**SET EXERCISE**
Find the lines holding the string "styles" in the data, then copy all of them.

-- Begin --

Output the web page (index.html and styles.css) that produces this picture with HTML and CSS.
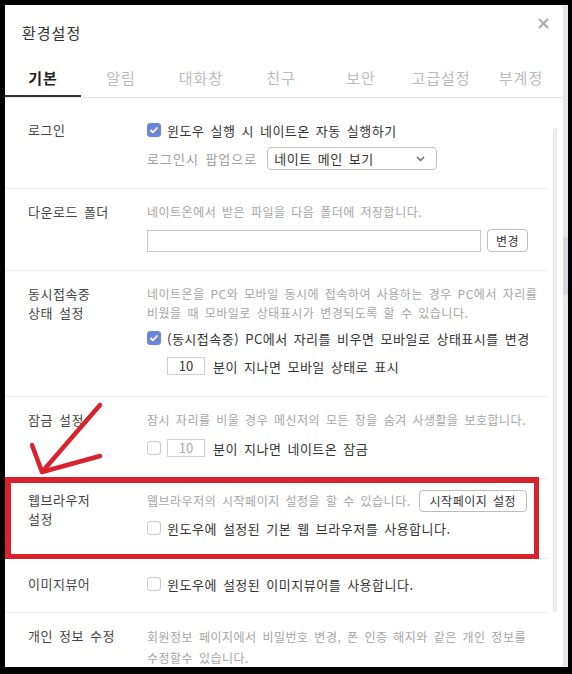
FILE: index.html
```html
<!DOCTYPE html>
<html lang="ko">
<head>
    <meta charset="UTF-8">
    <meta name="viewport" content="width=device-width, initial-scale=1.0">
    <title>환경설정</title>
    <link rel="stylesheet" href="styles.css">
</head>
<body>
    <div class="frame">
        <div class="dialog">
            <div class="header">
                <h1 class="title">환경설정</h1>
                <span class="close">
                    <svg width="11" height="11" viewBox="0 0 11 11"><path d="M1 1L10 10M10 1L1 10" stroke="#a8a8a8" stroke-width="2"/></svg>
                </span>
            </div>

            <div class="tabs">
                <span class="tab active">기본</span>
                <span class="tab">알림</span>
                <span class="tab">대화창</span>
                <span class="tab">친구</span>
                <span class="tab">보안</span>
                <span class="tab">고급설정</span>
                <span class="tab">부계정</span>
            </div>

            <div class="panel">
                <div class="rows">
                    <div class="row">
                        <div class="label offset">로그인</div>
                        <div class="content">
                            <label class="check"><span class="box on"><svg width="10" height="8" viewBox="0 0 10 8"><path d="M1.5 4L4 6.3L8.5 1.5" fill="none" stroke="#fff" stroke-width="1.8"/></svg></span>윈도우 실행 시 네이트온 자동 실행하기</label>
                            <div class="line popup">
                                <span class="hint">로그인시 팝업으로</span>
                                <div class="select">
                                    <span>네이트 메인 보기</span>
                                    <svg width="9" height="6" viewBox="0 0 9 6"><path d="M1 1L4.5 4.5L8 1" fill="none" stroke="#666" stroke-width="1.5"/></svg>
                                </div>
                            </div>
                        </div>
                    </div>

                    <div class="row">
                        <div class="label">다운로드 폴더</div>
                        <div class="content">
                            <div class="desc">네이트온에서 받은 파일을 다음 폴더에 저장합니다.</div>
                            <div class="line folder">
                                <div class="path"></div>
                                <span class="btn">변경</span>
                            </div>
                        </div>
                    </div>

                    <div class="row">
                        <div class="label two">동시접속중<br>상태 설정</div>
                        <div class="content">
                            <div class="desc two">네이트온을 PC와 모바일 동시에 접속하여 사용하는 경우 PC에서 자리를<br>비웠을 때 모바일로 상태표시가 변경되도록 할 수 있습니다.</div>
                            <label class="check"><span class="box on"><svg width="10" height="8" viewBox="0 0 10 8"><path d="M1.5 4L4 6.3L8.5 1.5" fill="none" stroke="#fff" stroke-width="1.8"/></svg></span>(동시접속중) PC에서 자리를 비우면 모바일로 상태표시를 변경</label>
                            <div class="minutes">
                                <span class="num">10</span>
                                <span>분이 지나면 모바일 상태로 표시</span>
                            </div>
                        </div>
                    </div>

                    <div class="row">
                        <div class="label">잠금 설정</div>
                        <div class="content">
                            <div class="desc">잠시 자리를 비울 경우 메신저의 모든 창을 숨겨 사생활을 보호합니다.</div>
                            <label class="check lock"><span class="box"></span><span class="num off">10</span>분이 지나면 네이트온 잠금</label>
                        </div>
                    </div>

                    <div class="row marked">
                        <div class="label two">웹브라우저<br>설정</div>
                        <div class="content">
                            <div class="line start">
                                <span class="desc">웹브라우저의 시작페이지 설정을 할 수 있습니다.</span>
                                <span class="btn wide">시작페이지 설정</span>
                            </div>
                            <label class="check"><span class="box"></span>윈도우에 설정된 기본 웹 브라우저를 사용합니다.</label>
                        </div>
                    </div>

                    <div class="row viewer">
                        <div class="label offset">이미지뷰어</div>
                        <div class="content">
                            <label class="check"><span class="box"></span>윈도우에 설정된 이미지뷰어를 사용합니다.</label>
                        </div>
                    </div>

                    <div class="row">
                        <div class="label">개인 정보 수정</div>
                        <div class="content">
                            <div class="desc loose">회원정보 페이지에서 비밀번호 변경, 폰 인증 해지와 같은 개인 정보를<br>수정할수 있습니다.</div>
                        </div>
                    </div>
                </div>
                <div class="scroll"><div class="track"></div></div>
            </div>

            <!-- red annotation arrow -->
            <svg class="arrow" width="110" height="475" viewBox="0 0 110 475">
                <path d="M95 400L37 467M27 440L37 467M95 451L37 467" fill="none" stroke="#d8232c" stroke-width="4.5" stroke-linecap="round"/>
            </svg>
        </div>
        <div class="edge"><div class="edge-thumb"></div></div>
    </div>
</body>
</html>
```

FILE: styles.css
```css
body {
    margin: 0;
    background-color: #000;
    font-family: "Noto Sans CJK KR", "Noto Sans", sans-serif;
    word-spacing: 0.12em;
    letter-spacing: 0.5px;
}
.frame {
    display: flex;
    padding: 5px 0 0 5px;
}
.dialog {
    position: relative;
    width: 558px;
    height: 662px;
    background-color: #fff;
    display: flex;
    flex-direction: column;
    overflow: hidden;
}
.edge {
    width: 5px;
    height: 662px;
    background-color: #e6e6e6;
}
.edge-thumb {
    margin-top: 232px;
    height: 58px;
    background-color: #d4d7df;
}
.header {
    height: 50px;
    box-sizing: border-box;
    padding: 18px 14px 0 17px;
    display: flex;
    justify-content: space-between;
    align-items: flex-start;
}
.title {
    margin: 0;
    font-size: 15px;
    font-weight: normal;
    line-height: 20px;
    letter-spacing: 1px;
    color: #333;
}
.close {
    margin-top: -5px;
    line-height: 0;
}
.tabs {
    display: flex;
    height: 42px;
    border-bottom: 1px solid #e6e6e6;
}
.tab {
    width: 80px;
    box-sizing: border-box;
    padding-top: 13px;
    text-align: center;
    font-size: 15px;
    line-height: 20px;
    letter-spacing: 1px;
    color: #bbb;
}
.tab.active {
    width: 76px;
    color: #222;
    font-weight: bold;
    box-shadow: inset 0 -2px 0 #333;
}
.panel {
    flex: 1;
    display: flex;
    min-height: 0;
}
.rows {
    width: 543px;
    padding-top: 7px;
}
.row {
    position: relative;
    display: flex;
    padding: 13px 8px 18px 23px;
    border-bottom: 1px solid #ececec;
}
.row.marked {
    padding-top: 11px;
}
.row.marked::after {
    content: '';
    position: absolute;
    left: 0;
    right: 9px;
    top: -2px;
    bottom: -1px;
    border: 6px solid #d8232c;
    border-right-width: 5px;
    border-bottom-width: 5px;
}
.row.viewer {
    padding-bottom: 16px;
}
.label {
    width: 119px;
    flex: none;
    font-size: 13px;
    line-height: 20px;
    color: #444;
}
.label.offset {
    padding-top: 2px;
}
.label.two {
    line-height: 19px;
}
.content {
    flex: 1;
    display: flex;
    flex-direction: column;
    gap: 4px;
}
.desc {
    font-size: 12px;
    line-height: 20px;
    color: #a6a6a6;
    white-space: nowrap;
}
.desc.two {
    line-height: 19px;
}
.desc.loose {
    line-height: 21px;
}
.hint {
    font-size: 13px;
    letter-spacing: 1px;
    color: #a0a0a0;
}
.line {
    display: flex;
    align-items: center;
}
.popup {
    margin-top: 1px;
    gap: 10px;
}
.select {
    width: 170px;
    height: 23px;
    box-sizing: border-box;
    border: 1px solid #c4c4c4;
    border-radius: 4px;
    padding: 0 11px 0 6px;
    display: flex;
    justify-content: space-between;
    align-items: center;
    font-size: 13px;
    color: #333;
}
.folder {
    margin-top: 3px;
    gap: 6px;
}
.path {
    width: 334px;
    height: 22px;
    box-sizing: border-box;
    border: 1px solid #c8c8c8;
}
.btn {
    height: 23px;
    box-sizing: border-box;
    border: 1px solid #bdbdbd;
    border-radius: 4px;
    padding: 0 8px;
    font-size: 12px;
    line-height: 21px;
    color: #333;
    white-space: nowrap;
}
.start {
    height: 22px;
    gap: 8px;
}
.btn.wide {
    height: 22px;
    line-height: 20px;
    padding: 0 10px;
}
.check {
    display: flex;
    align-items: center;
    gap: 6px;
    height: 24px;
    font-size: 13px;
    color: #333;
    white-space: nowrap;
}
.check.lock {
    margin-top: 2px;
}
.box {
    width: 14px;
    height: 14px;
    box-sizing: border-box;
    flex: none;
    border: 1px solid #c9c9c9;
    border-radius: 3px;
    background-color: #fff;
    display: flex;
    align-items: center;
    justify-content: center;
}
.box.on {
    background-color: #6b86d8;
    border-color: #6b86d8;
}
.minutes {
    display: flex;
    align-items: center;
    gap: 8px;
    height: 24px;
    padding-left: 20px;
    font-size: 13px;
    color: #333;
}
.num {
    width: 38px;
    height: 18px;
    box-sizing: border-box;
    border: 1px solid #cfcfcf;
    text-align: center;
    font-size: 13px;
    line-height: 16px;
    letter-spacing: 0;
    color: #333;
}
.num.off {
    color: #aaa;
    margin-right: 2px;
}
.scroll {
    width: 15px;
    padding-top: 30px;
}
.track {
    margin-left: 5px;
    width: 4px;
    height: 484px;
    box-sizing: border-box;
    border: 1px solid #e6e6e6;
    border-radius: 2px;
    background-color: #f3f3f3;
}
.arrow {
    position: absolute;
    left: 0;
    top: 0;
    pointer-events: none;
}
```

-- End --

**EXPECTED ANSWER**
Output the web page (index.html and styles.css) that produces this picture with HTML and CSS.
    <link rel="stylesheet" href="styles.css">
FILE: styles.css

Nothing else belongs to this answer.